The president of the African Development Bank ( AfDB ) has asserted that for Africa’s economy to thrive, the current export model must be replaced with one that permits industrialization and diversification.
During the opening ceremony of the 2016 AfDB Annual Meetings on energy and climate change in Lusaka, Zambia, The president of the AfDB, Dr Akinwumi Adesina said that “Africa needs to diversify its export mix and add value to all of its raw materials by developing efficient and competitive value chains.”
Dr Adesina asserted that Africa’s usual export of raw materials is causing more harm than good. He made an example with cocoa, stating that although Africa is the top producer of cocoa with over 75%, it only gets 2% of world chocolate (a by-product of cocoa) profit.
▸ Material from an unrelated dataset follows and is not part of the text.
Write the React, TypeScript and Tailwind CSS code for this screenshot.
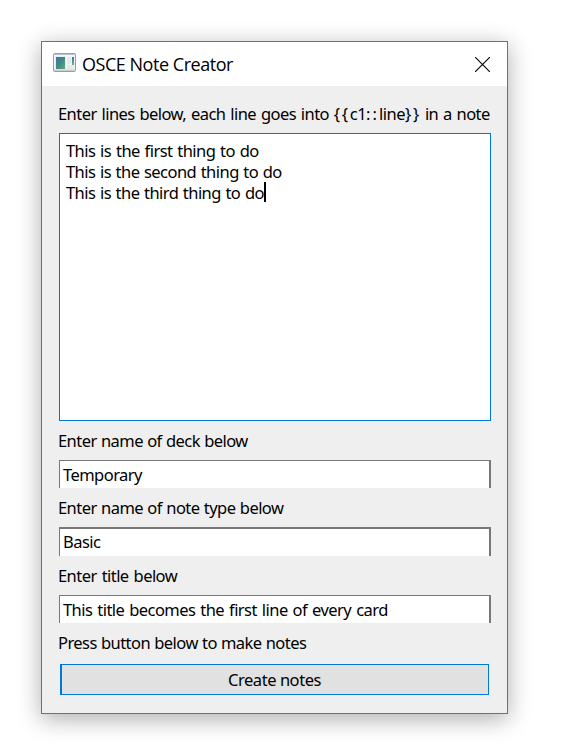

The president said it’s time for Africa to be industrialized, having accounted for only 1.9% of the global value added in manufacturing — a case that has been for decades.
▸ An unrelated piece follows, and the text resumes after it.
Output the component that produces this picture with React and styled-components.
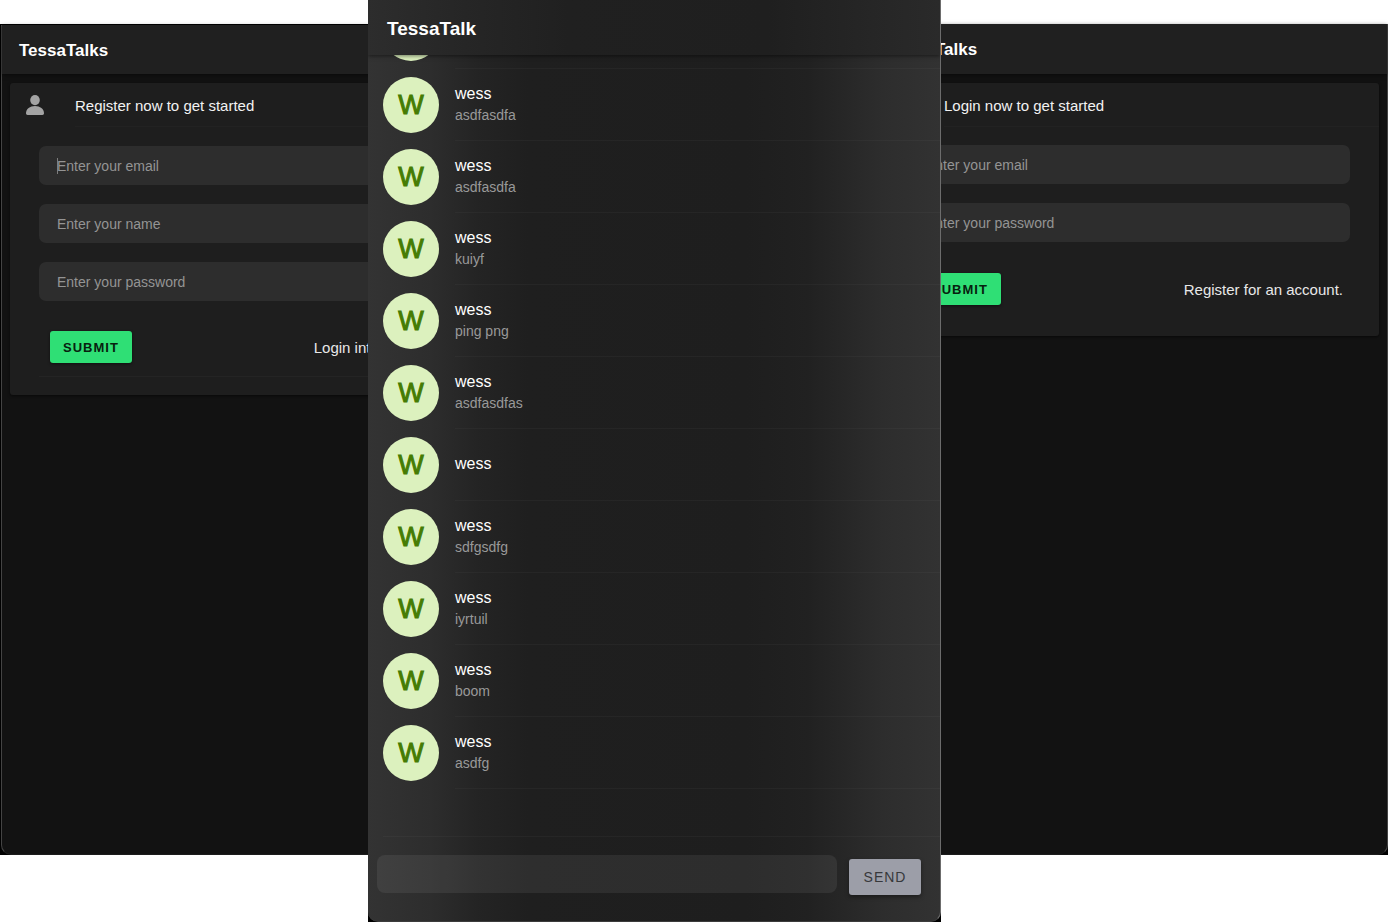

He urged Africans to be wary of falling into the debt trap, stating that an “indebted Africa cannot be a rising Africa”. He added that a lot of African countries “face a challenge of high cost of financing the foreign currency denominated debt”.
For industrialization to happen to the advancement of Africa, Dr. Adesina believes Africa must look inwards for resources. He also advised that illicit capital flows must come to an end.
“Money belonging to the citizens should not be found in personal accounts. These are all significant financing sources that should be effectively channeled for development.”
The AfDB is also committed to assisting women with the proposed launch of the Affirmation Finance Action for Women which will dedicate $3 billion to support women entrepreneurs across Africa.
The 2016 AfDB Annual meeting had about 5,000 participants from different countries come together to discuss Africa’s social and economic development. Among them were, Kenyan President Uhuru Kenyatta, Rwandan President Paul Kagame and Chadian President Idris Deby.